## Begin Data provided

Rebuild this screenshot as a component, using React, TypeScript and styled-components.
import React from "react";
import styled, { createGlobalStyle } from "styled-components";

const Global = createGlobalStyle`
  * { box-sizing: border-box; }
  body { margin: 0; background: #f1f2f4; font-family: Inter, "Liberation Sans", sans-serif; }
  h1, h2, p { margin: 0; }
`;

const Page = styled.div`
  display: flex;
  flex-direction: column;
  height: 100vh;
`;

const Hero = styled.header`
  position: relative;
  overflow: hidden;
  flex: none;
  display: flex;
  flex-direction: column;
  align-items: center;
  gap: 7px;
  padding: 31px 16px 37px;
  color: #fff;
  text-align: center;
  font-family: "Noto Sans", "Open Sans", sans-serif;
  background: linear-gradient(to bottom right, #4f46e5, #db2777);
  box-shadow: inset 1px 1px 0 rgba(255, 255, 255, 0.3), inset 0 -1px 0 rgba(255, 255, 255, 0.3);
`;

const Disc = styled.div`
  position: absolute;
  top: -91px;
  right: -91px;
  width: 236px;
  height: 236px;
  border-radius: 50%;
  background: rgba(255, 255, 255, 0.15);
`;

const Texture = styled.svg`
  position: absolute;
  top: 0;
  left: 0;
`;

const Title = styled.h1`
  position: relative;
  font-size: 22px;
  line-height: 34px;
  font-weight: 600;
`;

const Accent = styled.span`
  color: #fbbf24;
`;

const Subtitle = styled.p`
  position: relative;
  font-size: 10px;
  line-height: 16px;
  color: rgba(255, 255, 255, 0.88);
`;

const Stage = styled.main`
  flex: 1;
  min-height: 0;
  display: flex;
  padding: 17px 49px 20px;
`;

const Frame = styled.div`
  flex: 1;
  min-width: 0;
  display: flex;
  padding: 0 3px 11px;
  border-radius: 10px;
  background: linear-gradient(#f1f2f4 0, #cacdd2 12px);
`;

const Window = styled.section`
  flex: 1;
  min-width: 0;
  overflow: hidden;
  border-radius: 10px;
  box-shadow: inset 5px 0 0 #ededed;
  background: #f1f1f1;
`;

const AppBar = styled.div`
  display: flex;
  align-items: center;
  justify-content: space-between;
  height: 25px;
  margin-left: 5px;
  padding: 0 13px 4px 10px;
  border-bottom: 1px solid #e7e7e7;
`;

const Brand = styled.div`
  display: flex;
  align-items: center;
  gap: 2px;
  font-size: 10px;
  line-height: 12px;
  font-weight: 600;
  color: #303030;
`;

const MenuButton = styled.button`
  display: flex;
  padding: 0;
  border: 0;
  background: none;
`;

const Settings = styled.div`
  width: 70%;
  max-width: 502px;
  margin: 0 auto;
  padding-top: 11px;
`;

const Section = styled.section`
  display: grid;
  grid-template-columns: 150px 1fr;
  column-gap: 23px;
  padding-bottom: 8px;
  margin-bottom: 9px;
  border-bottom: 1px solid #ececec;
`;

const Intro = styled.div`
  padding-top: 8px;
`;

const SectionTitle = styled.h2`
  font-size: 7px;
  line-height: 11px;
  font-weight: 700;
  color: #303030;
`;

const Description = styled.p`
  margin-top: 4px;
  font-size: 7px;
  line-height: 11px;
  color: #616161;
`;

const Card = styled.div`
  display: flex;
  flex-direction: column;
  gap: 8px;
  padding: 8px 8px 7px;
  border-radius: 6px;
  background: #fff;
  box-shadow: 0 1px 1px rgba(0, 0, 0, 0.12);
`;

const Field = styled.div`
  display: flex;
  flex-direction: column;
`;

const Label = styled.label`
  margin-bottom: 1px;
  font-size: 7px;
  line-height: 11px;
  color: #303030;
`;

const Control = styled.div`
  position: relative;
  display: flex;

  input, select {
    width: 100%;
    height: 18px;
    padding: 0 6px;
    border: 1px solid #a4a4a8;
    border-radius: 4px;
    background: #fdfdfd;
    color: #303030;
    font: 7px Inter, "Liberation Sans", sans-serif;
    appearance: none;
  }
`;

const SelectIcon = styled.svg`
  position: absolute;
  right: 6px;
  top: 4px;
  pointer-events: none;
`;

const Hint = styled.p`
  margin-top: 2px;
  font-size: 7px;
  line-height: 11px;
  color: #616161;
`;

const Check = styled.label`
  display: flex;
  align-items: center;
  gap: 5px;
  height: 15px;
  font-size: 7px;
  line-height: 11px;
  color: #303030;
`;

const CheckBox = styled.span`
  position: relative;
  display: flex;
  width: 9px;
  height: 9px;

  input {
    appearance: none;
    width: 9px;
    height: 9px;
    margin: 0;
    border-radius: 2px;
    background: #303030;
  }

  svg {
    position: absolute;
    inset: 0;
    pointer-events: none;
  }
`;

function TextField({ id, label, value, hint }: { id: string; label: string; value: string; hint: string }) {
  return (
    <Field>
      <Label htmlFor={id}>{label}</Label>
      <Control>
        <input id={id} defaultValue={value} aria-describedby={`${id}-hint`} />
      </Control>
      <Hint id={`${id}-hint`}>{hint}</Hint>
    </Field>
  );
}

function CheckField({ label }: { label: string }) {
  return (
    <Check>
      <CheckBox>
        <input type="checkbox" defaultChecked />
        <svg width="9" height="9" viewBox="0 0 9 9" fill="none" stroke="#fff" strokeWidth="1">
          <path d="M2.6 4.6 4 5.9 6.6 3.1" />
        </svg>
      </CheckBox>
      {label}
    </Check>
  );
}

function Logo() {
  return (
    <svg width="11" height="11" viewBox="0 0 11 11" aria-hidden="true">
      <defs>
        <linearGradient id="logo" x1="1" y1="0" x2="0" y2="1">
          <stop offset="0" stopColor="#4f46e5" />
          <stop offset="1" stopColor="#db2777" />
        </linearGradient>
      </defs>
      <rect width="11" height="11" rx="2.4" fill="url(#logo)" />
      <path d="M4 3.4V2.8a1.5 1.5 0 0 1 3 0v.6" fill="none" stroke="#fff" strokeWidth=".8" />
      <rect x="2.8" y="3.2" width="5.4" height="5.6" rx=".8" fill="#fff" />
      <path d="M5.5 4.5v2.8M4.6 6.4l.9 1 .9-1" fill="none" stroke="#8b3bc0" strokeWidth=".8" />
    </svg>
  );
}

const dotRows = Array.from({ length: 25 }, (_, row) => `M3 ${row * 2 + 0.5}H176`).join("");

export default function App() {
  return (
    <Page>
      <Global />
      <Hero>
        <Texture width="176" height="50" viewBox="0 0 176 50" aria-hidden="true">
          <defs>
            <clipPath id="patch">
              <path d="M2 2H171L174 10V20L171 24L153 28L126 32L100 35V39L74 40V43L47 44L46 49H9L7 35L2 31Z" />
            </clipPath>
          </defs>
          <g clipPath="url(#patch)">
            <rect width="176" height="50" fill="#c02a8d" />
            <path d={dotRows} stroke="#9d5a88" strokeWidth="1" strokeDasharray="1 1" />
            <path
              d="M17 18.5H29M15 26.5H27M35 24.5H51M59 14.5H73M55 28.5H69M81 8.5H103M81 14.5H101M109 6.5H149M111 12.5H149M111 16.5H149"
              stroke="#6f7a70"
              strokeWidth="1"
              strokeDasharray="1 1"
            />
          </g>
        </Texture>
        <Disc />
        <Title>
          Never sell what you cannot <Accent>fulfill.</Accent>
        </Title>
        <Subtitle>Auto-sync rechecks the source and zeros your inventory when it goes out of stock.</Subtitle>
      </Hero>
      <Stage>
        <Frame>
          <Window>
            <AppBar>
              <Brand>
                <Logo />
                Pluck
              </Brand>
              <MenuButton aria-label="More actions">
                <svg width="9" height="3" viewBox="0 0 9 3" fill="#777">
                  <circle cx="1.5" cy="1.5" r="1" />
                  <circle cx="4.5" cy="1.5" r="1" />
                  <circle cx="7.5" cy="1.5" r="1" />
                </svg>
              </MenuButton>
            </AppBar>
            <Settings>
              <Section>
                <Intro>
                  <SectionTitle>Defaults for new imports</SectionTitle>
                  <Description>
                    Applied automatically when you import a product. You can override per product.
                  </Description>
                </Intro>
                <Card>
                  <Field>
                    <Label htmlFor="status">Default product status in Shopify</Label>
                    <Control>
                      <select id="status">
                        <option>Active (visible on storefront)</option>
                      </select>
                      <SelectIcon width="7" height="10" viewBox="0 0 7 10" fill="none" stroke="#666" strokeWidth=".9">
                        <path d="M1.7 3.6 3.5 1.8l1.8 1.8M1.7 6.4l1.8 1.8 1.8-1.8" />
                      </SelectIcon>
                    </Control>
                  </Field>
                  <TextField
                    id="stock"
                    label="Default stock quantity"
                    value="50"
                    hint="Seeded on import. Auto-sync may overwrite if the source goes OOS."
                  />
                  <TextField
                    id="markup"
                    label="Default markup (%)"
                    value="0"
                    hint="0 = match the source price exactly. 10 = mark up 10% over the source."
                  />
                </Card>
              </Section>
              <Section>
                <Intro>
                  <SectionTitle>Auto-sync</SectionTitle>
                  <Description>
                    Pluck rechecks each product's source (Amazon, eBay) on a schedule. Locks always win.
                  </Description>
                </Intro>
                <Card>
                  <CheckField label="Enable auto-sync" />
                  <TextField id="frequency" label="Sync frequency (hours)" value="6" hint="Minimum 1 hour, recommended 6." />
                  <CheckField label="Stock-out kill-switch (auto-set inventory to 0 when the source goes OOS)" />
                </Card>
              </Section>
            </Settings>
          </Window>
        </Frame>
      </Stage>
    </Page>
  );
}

## End Data provided

* Exercise directions:
Among the lines of the material, find those that hold the word "React" and copy them.

* Response below:
Rebuild this screenshot as a component, using React, TypeScript and styled-components.
import React from "react";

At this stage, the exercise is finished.